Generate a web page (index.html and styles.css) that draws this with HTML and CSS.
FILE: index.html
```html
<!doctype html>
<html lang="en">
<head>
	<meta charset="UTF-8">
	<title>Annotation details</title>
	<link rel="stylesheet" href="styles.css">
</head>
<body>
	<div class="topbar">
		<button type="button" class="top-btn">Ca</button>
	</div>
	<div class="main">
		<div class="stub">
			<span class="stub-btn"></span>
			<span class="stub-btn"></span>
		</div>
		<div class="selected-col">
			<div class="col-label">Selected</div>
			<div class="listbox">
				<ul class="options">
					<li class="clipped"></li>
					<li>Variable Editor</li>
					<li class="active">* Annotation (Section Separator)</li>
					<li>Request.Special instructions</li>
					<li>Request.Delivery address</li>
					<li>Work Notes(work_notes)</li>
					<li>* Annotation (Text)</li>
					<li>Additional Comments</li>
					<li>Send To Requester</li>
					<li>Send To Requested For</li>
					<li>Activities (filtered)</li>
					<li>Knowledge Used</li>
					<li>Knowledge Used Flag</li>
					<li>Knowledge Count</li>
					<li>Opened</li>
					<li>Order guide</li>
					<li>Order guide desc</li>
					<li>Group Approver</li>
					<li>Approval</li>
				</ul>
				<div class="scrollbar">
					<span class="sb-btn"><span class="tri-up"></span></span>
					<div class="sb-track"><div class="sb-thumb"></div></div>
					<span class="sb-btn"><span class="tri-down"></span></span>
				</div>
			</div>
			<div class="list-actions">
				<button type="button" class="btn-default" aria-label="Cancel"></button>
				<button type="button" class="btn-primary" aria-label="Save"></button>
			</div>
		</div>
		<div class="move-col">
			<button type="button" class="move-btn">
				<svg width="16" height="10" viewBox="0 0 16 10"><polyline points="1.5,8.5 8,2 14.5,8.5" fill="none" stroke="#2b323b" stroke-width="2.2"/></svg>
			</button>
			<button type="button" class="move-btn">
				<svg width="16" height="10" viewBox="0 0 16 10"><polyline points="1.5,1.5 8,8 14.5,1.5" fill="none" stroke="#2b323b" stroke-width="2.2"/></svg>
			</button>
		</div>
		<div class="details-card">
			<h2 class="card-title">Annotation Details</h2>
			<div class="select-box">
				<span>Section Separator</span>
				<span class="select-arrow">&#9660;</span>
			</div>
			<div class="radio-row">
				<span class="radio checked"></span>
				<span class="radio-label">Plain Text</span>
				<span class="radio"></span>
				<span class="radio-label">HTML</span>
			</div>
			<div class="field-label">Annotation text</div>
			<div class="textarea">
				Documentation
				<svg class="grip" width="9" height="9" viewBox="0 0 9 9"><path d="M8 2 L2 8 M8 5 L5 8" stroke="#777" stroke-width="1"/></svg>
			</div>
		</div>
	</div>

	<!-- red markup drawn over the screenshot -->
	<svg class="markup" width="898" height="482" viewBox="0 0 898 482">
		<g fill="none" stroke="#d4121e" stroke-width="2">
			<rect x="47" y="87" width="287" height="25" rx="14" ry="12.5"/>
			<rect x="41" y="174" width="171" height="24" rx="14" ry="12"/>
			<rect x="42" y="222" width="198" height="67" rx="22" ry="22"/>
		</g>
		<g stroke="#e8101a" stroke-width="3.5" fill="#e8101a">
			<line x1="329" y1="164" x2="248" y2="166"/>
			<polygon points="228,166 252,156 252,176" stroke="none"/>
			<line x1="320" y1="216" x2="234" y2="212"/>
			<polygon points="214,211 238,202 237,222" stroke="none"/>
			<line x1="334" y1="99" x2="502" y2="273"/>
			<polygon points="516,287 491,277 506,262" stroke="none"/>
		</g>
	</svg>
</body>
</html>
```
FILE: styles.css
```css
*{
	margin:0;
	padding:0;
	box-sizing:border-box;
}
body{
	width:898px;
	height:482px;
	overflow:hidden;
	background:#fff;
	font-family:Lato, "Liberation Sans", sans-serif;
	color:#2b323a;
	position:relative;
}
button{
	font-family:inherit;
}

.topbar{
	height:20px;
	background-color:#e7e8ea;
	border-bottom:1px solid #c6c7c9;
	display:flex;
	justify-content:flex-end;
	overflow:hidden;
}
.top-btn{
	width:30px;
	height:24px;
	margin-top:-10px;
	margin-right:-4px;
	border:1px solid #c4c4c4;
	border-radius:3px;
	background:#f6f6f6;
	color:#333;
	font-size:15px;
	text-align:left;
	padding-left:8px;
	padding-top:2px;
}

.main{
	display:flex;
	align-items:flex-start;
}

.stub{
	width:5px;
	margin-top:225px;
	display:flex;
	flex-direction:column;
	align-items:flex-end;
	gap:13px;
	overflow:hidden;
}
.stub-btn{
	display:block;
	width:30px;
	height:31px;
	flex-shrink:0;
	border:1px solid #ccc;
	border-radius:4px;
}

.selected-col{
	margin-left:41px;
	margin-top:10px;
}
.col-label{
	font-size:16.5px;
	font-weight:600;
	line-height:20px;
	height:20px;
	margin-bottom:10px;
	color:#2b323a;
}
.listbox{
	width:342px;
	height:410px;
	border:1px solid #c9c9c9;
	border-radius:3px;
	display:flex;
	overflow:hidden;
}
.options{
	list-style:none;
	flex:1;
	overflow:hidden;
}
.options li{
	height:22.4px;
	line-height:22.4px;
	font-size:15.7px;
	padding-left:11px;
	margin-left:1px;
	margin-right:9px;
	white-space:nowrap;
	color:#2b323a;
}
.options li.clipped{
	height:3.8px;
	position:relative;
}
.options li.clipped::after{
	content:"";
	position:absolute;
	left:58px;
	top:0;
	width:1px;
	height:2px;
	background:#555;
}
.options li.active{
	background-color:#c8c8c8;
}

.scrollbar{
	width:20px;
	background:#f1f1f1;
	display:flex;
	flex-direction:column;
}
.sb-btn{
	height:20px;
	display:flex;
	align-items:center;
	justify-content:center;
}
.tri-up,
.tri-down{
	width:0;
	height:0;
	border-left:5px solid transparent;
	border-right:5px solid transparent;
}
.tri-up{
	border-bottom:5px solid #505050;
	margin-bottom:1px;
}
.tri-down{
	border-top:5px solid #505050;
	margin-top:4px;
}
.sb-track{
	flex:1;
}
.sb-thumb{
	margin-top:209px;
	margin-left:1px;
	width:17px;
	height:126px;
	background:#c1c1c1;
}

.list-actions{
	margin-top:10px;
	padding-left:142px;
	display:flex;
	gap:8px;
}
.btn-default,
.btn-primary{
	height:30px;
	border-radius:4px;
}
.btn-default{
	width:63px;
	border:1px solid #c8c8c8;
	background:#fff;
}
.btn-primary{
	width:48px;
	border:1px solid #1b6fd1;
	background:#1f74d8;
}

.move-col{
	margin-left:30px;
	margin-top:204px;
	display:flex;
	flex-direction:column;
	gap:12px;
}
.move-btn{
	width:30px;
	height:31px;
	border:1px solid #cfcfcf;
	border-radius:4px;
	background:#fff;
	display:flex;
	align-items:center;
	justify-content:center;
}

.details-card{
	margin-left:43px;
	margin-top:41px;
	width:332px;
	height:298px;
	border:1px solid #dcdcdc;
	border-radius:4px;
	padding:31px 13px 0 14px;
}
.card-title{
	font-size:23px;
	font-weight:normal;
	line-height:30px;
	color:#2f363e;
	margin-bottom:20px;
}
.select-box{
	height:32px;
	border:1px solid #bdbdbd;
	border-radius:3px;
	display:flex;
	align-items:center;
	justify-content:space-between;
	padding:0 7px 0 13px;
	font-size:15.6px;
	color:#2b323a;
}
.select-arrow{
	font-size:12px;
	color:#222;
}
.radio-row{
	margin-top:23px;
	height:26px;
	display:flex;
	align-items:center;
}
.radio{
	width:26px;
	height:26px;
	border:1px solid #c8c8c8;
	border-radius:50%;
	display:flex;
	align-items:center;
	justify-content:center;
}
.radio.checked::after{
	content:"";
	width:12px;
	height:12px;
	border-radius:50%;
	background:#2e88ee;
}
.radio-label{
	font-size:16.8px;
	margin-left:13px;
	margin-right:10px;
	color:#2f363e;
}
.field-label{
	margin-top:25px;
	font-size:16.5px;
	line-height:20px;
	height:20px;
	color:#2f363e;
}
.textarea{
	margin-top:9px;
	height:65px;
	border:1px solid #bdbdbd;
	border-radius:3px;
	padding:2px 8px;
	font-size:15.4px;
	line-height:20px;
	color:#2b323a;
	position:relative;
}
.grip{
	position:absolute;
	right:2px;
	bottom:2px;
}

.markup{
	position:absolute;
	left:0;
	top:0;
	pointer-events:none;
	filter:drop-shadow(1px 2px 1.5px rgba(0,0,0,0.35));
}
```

★ ★ ★ ★

Take every line above carrying "styles" and return it.

Generate a web page (index.html and styles.css) that draws this with HTML and CSS.
	<link rel="stylesheet" href="styles.css">
FILE: styles.css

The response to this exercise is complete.